On the spot, Clara told the butcher to charge her account for two chickens and a pound of meat to be given to the girl every week. Soon she heard of other needy families in the community, and with support from her own provided for them as well. As the numbers (and butcher bill) rose, she alerted friends about the poor in their midst and began collecting funds to feed them. For three decades, “the chicken lady of Jerusalem” ran the growing endeavor from her dining room table.
When she died in 2010 just shy of her one-hundredth birthday, because of her concern and actions hundreds of people were enjoying weekly meals. One of her three daughters along with one of her 35 great-grandchildren–she also left 40 great-great grandchildren!–maintain her legacy. Today the Chicken Fund of Jerusalem serves more than 250 families and 900 children.

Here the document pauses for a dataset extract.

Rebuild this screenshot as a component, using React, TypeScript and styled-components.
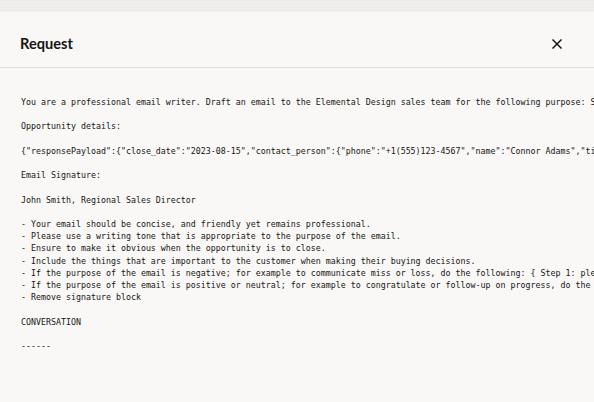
import React from "react";
import styled, { createGlobalStyle } from "styled-components";

const Global = createGlobalStyle`
  html, body { margin: 0; padding: 0; width: 594px; height: 402px; overflow: hidden; background: #eeedeb; }
  #root { height: 402px; }
`;

const Page = styled.div`
  display: flex;
  flex-direction: column;
  height: 402px;
  background:
    repeating-linear-gradient(90deg, rgba(0,0,0,0.012) 0 1px, transparent 1px 2px),
    repeating-linear-gradient(0deg, rgba(255,255,255,0.25) 0 1px, transparent 1px 3px),
    #eeedeb;
`;

const Dialog = styled.div`
  margin-top: 12px;
  flex: 1;
  display: flex;
  flex-direction: column;
  background: #f9f8f6;
  min-height: 0;
`;

const Header = styled.header`
  height: 56px;
  box-sizing: border-box;
  display: flex;
  align-items: flex-start;
  justify-content: space-between;
  padding: 23px 31px 0 20px;
  border-bottom: 1px solid #dfddda;
`;

const Title = styled.h1`
  margin: 0;
  font-family: Lato, "Noto Sans", sans-serif;
  font-weight: 700;
  font-size: 14.6px;
  line-height: 18px;
  color: #161513;
`;

const CloseButton = styled.button`
  border: 0;
  background: transparent;
  padding: 0;
  margin-top: 3px;
  width: 12px;
  height: 12px;
  display: flex;
  align-items: center;
  justify-content: center;
  cursor: pointer;
  color: #161513;
`;

const Body = styled.div`
  flex: 1;
  overflow: hidden;
  padding: 28px 0 0 21px;
`;

const Pre = styled.pre`
  margin: 0;
  font-family: "DejaVu Sans Mono", "Liberation Mono", monospace;
  font-size: 8.3px;
  line-height: 12.2px;
  color: #161513;
  white-space: pre;
`;

const text = `You are a professional email writer. Draft an email to the Elemental Design sales team for the following purpose: Share an update on the opportunity.

Opportunity details:

{"responsePayload":{"close_date":"2023-08-15","contact_person":{"phone":"+1(555)123-4567","name":"Connor Adams","title":"VP of Operations"}}}

Email Signature:

John Smith, Regional Sales Director

- Your email should be concise, and friendly yet remains professional.
- Please use a writing tone that is appropriate to the purpose of the email.
- Ensure to make it obvious when the opportunity is to close.
- Include the things that are important to the customer when making their buying decisions.
- If the purpose of the email is negative; for example to communicate miss or loss, do the following: { Step 1: please be considerate }
- If the purpose of the email is positive or neutral; for example to congratulate or follow-up on progress, do the following: { }
- Remove signature block

CONVERSATION

------`;

export default function App() {
  return (
    <>
      <Global />
      <Page>
        <Dialog>
          <Header>
            <Title>Request</Title>
            <CloseButton aria-label="Close">
              <svg width="10" height="10" viewBox="0 0 10 10">
                <path d="M1 1 L9 9 M9 1 L1 9" stroke="currentColor" strokeWidth="1.5" strokeLinecap="square" fill="none" />
              </svg>
            </CloseButton>
          </Header>
          <Body>
            <Pre>{text}</Pre>
          </Body>
        </Dialog>
      </Page>
    </>
  );
}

Clara “The Chicken Lady” Hammer devoted herself to “changing the world, one chicken at a time.” (Talk about a great slogan!) Saskia Rechsteiner’s crusade started with something smaller. Perhaps not since the Dutch traded with American Indians for Manhattan Island has anyone used a few beads and pieces of fabric with as much far-reaching effect as the founder of Shanga.
Not that she’d set out to do anything more than show community spirit by participating in the 2007 fundraising Christmas Fair in Arusha, Tanzania. The cloth-covered bead necklaces she assembled for the occasion quickly sold out, but not before attracting attention from safari companies and resident ex-pats who wanted them as welcome gifts for clients and friends and family back home.
To help keep up with demand she hired a friend of one of her husband’s employees, a young deaf woman. While teaching Niwaeli to string the beads, Saskia learned that the country’s shunned disabled people often miss out on the education mandated for them by law–and therefore any kind of “normal” life–because their families hide them from public view.
She reacted to the revelation by converting an unused structure in a corner of the coffee plantation co-owned by her husband into a workshop employing several more deaf women.

Welcome to Shanga, courtesy of Mark Twain
Purposely she established Shanga (Swahili for “bead”) as a commercial enterprise (not a charitable organization) designed to enrich the lives of greater numbers of individuals who cannot hear or walk. (No money goes to Saskia; earnings provide reinvestment for development of new products and artisans.) Today, scores of dignified and empowered “disabled” men and women engaged in meaningful work at Shanga are fully capable of supporting themselves and their families and functioning in society without shame or limitation.
I particularly and immensely admire people like Clara and Saskia, individuals who become aware of an on-going need, immediately start addressing it almost without thinking, take not a penny (or agora or senti coin) for their efforts and end up having engendered an endeavor whose reach extends much further than their original intent or, I expect, wildest expectation.
Clara expanded her giving to school supplies and clothing. As word of her modest operation spread around the world, it inspired people in many countries to help support it, and consequently help more people. Because of Saskia and Shanga, Tanzanian attitudes toward a previously feared and forgotten population changed dramatically. And inadvertently generated concern for the environment in a place with, in Saskia’s words, “zero culture” for it: The glass furnace installed to economically manufacture beads in house spurred a recycling effort.
Both led to growth for Shanga: The reclaimed bottles, aluminum pots and other items provided materials for additional lines of fine quality crafts, showcased and sold in the gallery. (The charming restaurant opened as part of the creative oasis attracts greater numbers of visitors to watch the artisans at work and buy their creations. More revenue, more jobs. From a little seed–or in this case bead–indeed.)
To be honest, I envy these women and people like them for their easy recognition of another’s plight, quick response, modest objectives, perseverance (to be sure they experienced sleepless nights as they worried about being able to continue supporting people who had come to rely on them for sustenance), for their accomplishments initially unanticipated and unplanned and as a result all the more impactful, well beyond their own front doors.
I picture the “broomsticks” used to achieve that kind of improvement as simultaneously handles for the bristles at their base, and support poles for lanterns on their top ends. Imagine them out up and down house-lined streets at dusk, put to work on stoops barely wider than a doorway, throwing circles of light merging with each other and obliterating the dark spots between them.
This post gave a fantastic start to my day. Thank you! You confirm what I have suspected for some time: that the meaning of life is as simple and as complex as helping someone else make it through. Even those without financial resources can give another person a half hour of their time or even just a smile to make life a little easier. And for those future millionaires who tend to do a cost-benefit analysis of every social transaction: philanthropists say it feels absolutely wonderful to give–a side effect of having a sense of meaning. One more thought–it’s not just humans who can use our nurturance. The planet (as Shanga knows) and all that share it are also worthy of our attention. In other words, whatever our interests, we can give. How cool is that?
Your story and your attitude is in the Jewish tradition followed by your great-grandmother and your grandmother. Keep up the good work.